Resumir ou não resumir: eis a questão!



 
                               Sou obrigado a voltar ao meu antigo tema:  resumir ou não resumir!
                               Essa questão é velha pra mim. Via um acontecimento marcante na rua e meu prazer era chegar em casa e contar para meu pai. O velho era a própria síntese!  A pessoa mais sintética que já conheci. Os amigos dele babavam. Era comum eu ouvir essa frase: “ seu pai, em uma frase, escreve um mundo”.  Era o advogado mais sintético do fórum do Rio de Janeiro, ia no ponto central e a argumentação era firme, convencia os Juízes. Nada de se perder em minúcias desnecessárias...

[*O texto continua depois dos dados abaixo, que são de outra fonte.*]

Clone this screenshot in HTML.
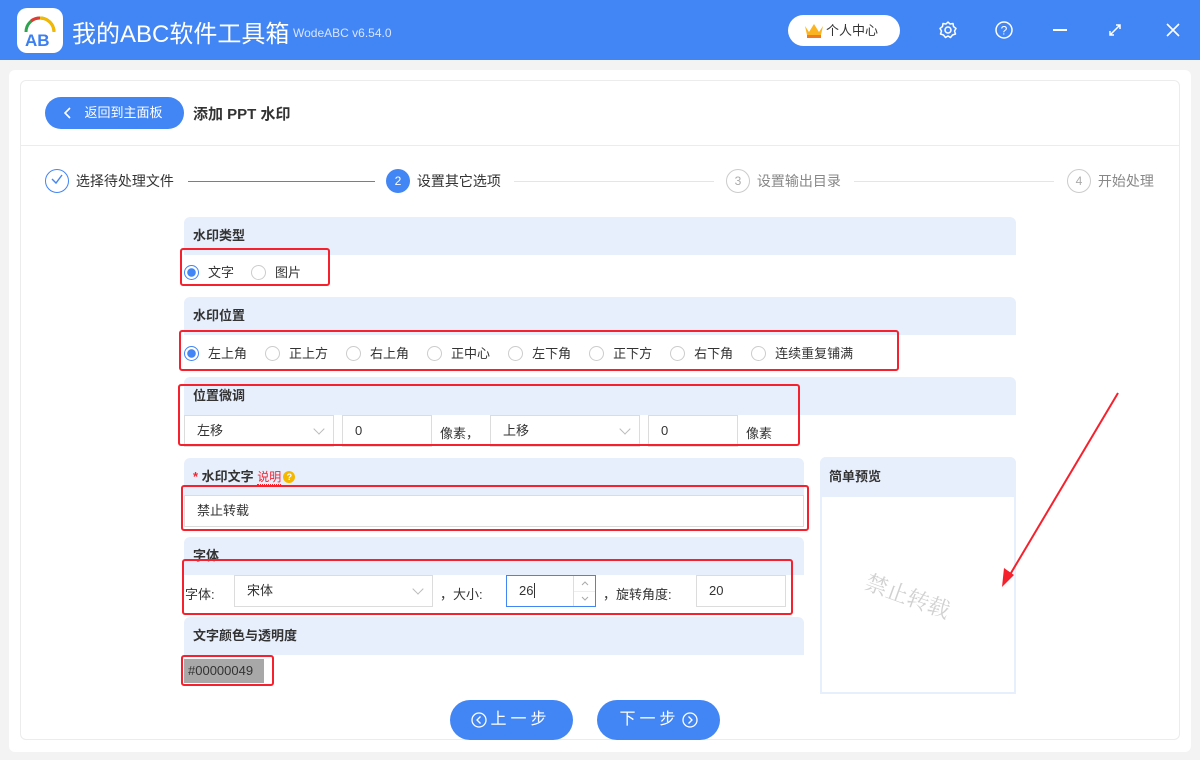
<!DOCTYPE html>
<html><head><meta charset="utf-8"><style>
*{margin:0;padding:0;box-sizing:border-box}
body{width:1200px;height:760px;background:#f3f3f3;font-family:"Liberation Sans","Noto Sans CJK SC",sans-serif;font-size:14px;color:#333;position:relative;overflow:hidden}
.a{position:absolute}
.top{left:0;top:0;width:1200px;height:60px;background:#4285f4}
.hd{background:#e8effc;border-radius:6px 6px 0 0;font-weight:bold;font-size:13px;padding-left:9px;line-height:38px}
.rb{border:2px solid #f5222d;border-radius:3px}
.radio{width:15px;height:15px;border:1px solid #ccc;border-radius:50%;display:inline-block;vertical-align:-3px;margin-right:9px;background:#fff}
.radio.on{border-color:#4285f4;background:radial-gradient(#4285f4 0 4px,#fff 4.5px)}
.row span.it{margin-right:18px}
.inp{border:1px solid #dcdcdc;background:#fff;height:32px;line-height:30px;padding-left:12px;font-size:13px}
.chev{position:absolute;right:10px;top:9px;width:8px;height:8px;border-right:1px solid #bbb;border-bottom:1px solid #bbb;transform:rotate(45deg)}
.btn{background:#4285f4;color:#fff;border-radius:20px;height:40px;line-height:40px;text-align:center;font-size:16px;letter-spacing:4px}
.step{font-size:14px;color:#333}
.circ{width:24px;height:24px;border-radius:50%;display:inline-block;text-align:center;line-height:22px;font-size:12px}
</style></head><body>
<div class="a top"></div>
<div class="a" style="left:17px;top:8px;width:46px;height:45px;background:#fff;border-radius:10px">
<svg width="46" height="45" viewBox="0 0 46 45"><path d="M9 24 A14 14 0 0 1 37 24" fill="none" stroke="#2ea44f" stroke-width="3"/><path d="M23 10 A14 14 0 0 1 37 24" fill="none" stroke="#f5b800" stroke-width="3"/><path d="M14 13 A14 14 0 0 1 23 10" fill="none" stroke="#e53935" stroke-width="3"/><text x="8" y="38" font-size="17" font-weight="bold" fill="#3b7ff0" font-family="Liberation Sans">AB</text></svg></div>
<div class="a" style="left:72px;top:14px;color:#fff;font-size:24px">我的ABC软件工具箱</div>
<div class="a" style="left:293px;top:26px;color:#d8e5ff;font-size:12px">WodeABC v6.54.0</div>
<div class="a" style="left:788px;top:15px;width:112px;height:31px;background:#fff;border-radius:16px;line-height:31px;font-size:13px;padding-left:38px">个人中心</div>
<div class="a" style="left:804px;top:22px;width:20px;height:16px"><svg width="20" height="16"><path d="M1 4 L5 10 L10 2 L15 10 L19 4 L17 13 H3Z" fill="#fbb421"/><rect x="3" y="13" width="14" height="3" fill="#f07a1e"/></svg></div>
<svg class="a" style="left:938px;top:20px" width="20" height="20" viewBox="0 0 20 20"><circle cx="10" cy="10" r="3" fill="none" stroke="#fff" stroke-width="1.5"/><path d="M10 2 L12 4 L15 3.5 L15.5 6.5 L18 8.5 L16.5 11 L17.5 14 L14.5 15 L12.5 17.5 L10 16 L7.5 17.5 L5.5 15 L2.5 14 L3.5 11 L2 8.5 L4.5 6.5 L5 3.5 L8 4Z" fill="none" stroke="#fff" stroke-width="1.5" stroke-linejoin="round"/></svg>
<svg class="a" style="left:994px;top:20px" width="20" height="20"><circle cx="10" cy="10" r="8" fill="none" stroke="#fff" stroke-width="1.5"/><text x="10" y="14.5" font-size="12" fill="#fff" text-anchor="middle" font-family="Liberation Sans">?</text></svg>
<div class="a" style="left:1053px;top:29px;width:14px;height:2px;background:#fff"></div>
<svg class="a" style="left:1108px;top:23px" width="14" height="14"><path d="M2 12 L12 2 M8 2 H12 V6 M2 8 V12 H6" fill="none" stroke="#fff" stroke-width="1.5"/></svg>
<svg class="a" style="left:1165px;top:22px" width="16" height="16"><path d="M2 2 L14 14 M14 2 L2 14" stroke="#fff" stroke-width="1.6"/></svg>

<div class="a" style="left:9px;top:70px;width:1182px;height:682px;background:#fff;border-radius:6px"></div>
<div class="a" style="left:20px;top:80px;width:1160px;height:660px;border:1px solid #ececec;border-radius:6px"></div>
<div class="a" style="left:20px;top:145px;width:1160px;height:1px;background:#ececec"></div>
<div class="a btn" style="left:45px;top:97px;width:139px;height:32px;line-height:32px;font-size:13px;letter-spacing:0;border-radius:16px;padding-left:18px">返回到主面板</div>
<svg class="a" style="left:62px;top:106px" width="10" height="14"><path d="M8 2 L3 7 L8 12" fill="none" stroke="#fff" stroke-width="1.6"/></svg>
<div class="a" style="left:193px;top:103px;font-size:15px;font-weight:bold">添加 PPT 水印</div>

<div class="a step" style="left:45px;top:169px"><span class="circ" style="border:1px solid #4285f4;vertical-align:middle"><svg width="14" height="12"><path d="M2 6 L6 10 L12 2" fill="none" stroke="#4285f4" stroke-width="1.4"/></svg></span> <span style="vertical-align:middle;margin-left:3px">选择待处理文件</span></div>
<div class="a" style="left:188px;top:181px;width:187px;height:1px;background:#4285f4"></div>
<div class="a step" style="left:386px;top:169px"><span class="circ" style="background:#4285f4;color:#fff;vertical-align:middle;line-height:24px">2</span> <span style="vertical-align:middle;margin-left:3px">设置其它选项</span></div>
<div class="a" style="left:514px;top:181px;width:200px;height:1px;background:#e5e5e5"></div>
<div class="a step" style="left:726px;top:169px;color:#888"><span class="circ" style="border:1px solid #ccc;color:#aaa;vertical-align:middle">3</span> <span style="vertical-align:middle;margin-left:3px">设置输出目录</span></div>
<div class="a" style="left:854px;top:181px;width:200px;height:1px;background:#e5e5e5"></div>
<div class="a step" style="left:1067px;top:169px;color:#888"><span class="circ" style="border:1px solid #ccc;color:#aaa;vertical-align:middle">4</span> <span style="vertical-align:middle;margin-left:3px">开始处理</span></div>

<div class="a hd" style="left:184px;top:217px;width:832px;height:38px">水印类型</div>
<div class="a row" style="left:184px;top:262px;font-size:13px"><span class="radio on"></span><span class="it" style="margin-right:17px">文字</span><span class="radio"></span>图片</div>
<div class="a hd" style="left:184px;top:297px;width:832px;height:38px">水印位置</div>
<div class="a row" style="left:184px;top:343px;font-size:13px"><span class="radio on"></span><span class="it">左上角</span><span class="radio"></span><span class="it">正上方</span><span class="radio"></span><span class="it">右上角</span><span class="radio"></span><span class="it">正中心</span><span class="radio"></span><span class="it">左下角</span><span class="radio"></span><span class="it">正下方</span><span class="radio"></span><span class="it">右下角</span><span class="radio"></span>连续重复铺满</div>
<div class="a hd" style="left:184px;top:377px;width:832px;height:38px">位置微调</div>
<div class="a inp" style="left:184px;top:415px;width:150px">左移<i class="chev"></i></div>
<div class="a inp" style="left:342px;top:415px;width:90px">0</div>
<div class="a" style="left:440px;top:423px;font-size:13px">像素，</div>
<div class="a inp" style="left:490px;top:415px;width:150px">上移<i class="chev"></i></div>
<div class="a inp" style="left:648px;top:415px;width:90px">0</div>
<div class="a" style="left:746px;top:423px;font-size:13px">像素</div>

<div class="a hd" style="left:184px;top:458px;width:620px;height:38px"><span style="color:#f5222d">*</span> 水印文字 <span style="color:#f5222d;font-weight:normal;font-size:12px;border-bottom:1px dotted #f5222d">说明</span><span style="display:inline-block;width:12px;height:12px;border-radius:50%;background:#f5b800;color:#fff;font-size:9px;line-height:12px;text-align:center;vertical-align:1px;margin-left:2px">?</span></div>
<div class="a inp" style="left:184px;top:495px;width:620px;height:32px">禁止转载</div>
<div class="a hd" style="left:184px;top:537px;width:620px;height:38px">字体</div>
<div class="a" style="left:185px;top:584px;font-size:13px">字体:</div>
<div class="a inp" style="left:234px;top:575px;width:199px">宋体<i class="chev"></i></div>
<div class="a" style="left:440px;top:584px;font-size:13px">，大小:</div>
<div class="a inp" style="left:506px;top:575px;width:90px;border-color:#4285f4">26<span style="border-left:1px solid #333;margin-left:1px"></span></div>
<div class="a" style="left:573px;top:576px;width:1px;height:30px;background:#ddd"></div>
<div class="a" style="left:574px;top:591px;width:21px;height:1px;background:#eee"></div>
<svg class="a" style="left:579px;top:579px" width="12" height="24"><path d="M3 6 L6 3 L9 6 M3 18 L6 21 L9 18" fill="none" stroke="#aaa" stroke-width="1"/></svg>
<div class="a" style="left:603px;top:584px;font-size:13px">，旋转角度:</div>
<div class="a inp" style="left:696px;top:575px;width:90px">20</div>
<div class="a hd" style="left:184px;top:617px;width:620px;height:38px">文字颜色与透明度</div>
<div class="a" style="left:184px;top:659px;width:80px;height:24px;background:#a8a8a8;font-size:13px;line-height:24px;padding-left:4px;color:#333">#00000049</div>

<div class="a" style="left:820px;top:457px;width:196px;height:237px;border:2px solid #e8effc;border-radius:6px 6px 0 0"></div>
<div class="a hd" style="left:820px;top:457px;width:196px;height:40px;line-height:40px">简单预览</div>
<div class="a" style="left:872px;top:566px;font-size:22px;color:#d0d0d0;font-family:'Liberation Serif','Noto Serif CJK SC',serif;transform:rotate(20deg);transform-origin:0 0">禁止转载</div>

<div class="a btn" style="left:450px;top:700px;width:123px;padding-left:18px">上一步</div>
<div class="a btn" style="left:597px;top:700px;width:123px;padding-right:18px">下一步</div>
<svg class="a" style="left:470px;top:711px" width="18" height="18"><circle cx="9" cy="9" r="7" fill="none" stroke="#fff" stroke-width="1.3"/><path d="M10.5 5.5 L7 9 L10.5 12.5" fill="none" stroke="#fff" stroke-width="1.3"/></svg>
<svg class="a" style="left:681px;top:711px" width="18" height="18"><circle cx="9" cy="9" r="7" fill="none" stroke="#fff" stroke-width="1.3"/><path d="M7.5 5.5 L11 9 L7.5 12.5" fill="none" stroke="#fff" stroke-width="1.3"/></svg>

<div class="a rb" style="left:180px;top:248px;width:150px;height:38px"></div>
<div class="a rb" style="left:179px;top:330px;width:720px;height:41px"></div>
<div class="a rb" style="left:178px;top:384px;width:622px;height:62px"></div>
<div class="a rb" style="left:181px;top:485px;width:628px;height:46px"></div>
<div class="a rb" style="left:182px;top:559px;width:611px;height:56px"></div>
<div class="a rb" style="left:181px;top:655px;width:93px;height:31px"></div>
<svg class="a" style="left:0;top:0" width="1200" height="760"><path d="M1118 393 L1008 578" stroke="#f5222d" stroke-width="2"/><path d="M1002 587 L1004 568 L1014 575Z" fill="#f5222d"/></svg>
</body></html>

                               Eu, ao contrário, adorava me perder em minúcias. Entrar por atalhos nunca antes palmilhados... Sempre achei o detalhe a coisa mais importante do mundo. Ainda acho que alguém ainda vai descobrir o detalhe que nos fará finalmente felizes nesta vida.
                               Pois bem, minha amiga leitora, meu fiel leitor,  porque estou  dizendo tudo isso? Vocês vão saber agora.
                               Era comum eu chegar na sala de casa e encontrar meu pai lendo o seu jornal.
                               Ávido por contar minha história pedia a atenção dele. Era bom contar as coisas para ele. Ele sempre tinha um adágio, um provérbio, uma lição para tirar de minhas narrativas.
                               Desconfio que ele gostava de parábolas. As parábolas  de Cristo,  soube todas elas pela    boca de meu pai.  Mas havia um problema.  Quando eu entrava nas minudências, ele logo me interrompia e dizia: “resuma, resuma, resuma a história”.
                               É aí que entra  o meu dilema  de hoje. Ontem, meus amigos, recebo um telegrama,  com uma frase sintética: “ adoooro você”  A única coisa mais extensa foi o adoro prolongado.
                               Claro, resolvi responder, mas por carta. O entusiasmo foi tal, que precisava mostrar e demonstrar todo o meu amor. Comecei então desde o meu nascimento na longínqua Manaus, passando por Belém do Pará, falando do meu primeiro velocípede que ganhei. Dos bolinhos de bacalhau que ganhava da portuguesa do bar da esquina. Da praia do Mosqueiro. Dos jacarés que me impediam de sair da casa de palafita no Careiro, na minha terra natal. Dormiam debaixo da casa e só acordavam às dez da manhã, quando retornavam para o rio Negro. 
                               Depois, já na ilha de uma casa só, na Bahia, onde pegava siri ou caranguejo. Até hoje não sei se era siri ou caranguejo.
                               Minha passagem por um ano na cidade de Caxambu, em Minas Gerais. O prato de feijão vinha com moscas boiando e, nós, alunos de um colégio de padres, cabeças raspadas, tínhamos que exercitar a humildade.
                               E já estava descrevendo o meu discurso de paraninfo ao terminar o quarto ginasial, no Colégio Rezende, no Rio de Janeiro. Dizia no discurso que a humanidade estava num beco sem saída. Vejam vocês: a humanidade vem  encalacrada há tanto tempo... E eu encalacrado para mostrar o meu amor à minha amada. 
                               Tudo isso, amigos e amigas, para mostrar para a amada o meu sentimento de amor  verdadeiro!
                               Já estava na vigésima página, quando vejo a cara do meu pai, sisudo, me dizendo: “ meu filho, resuma, resuma!”
                               Meu Deus, como ela vai entender o meu amor? Meu pai, mesmo depois de morto, me pedindo pra resumir.
                               Tomo uma decisão!  Rasgo as vinte folhas. Dou um murro na mesa, de insatisfação!  Respondo à minha eleita, pensando: “ela que veja na minha pequena frase o meu mundo maravilhoso de boas intenções para o nosso amor.”
                               E escrevo, finalmente:  “Também adoooro você!”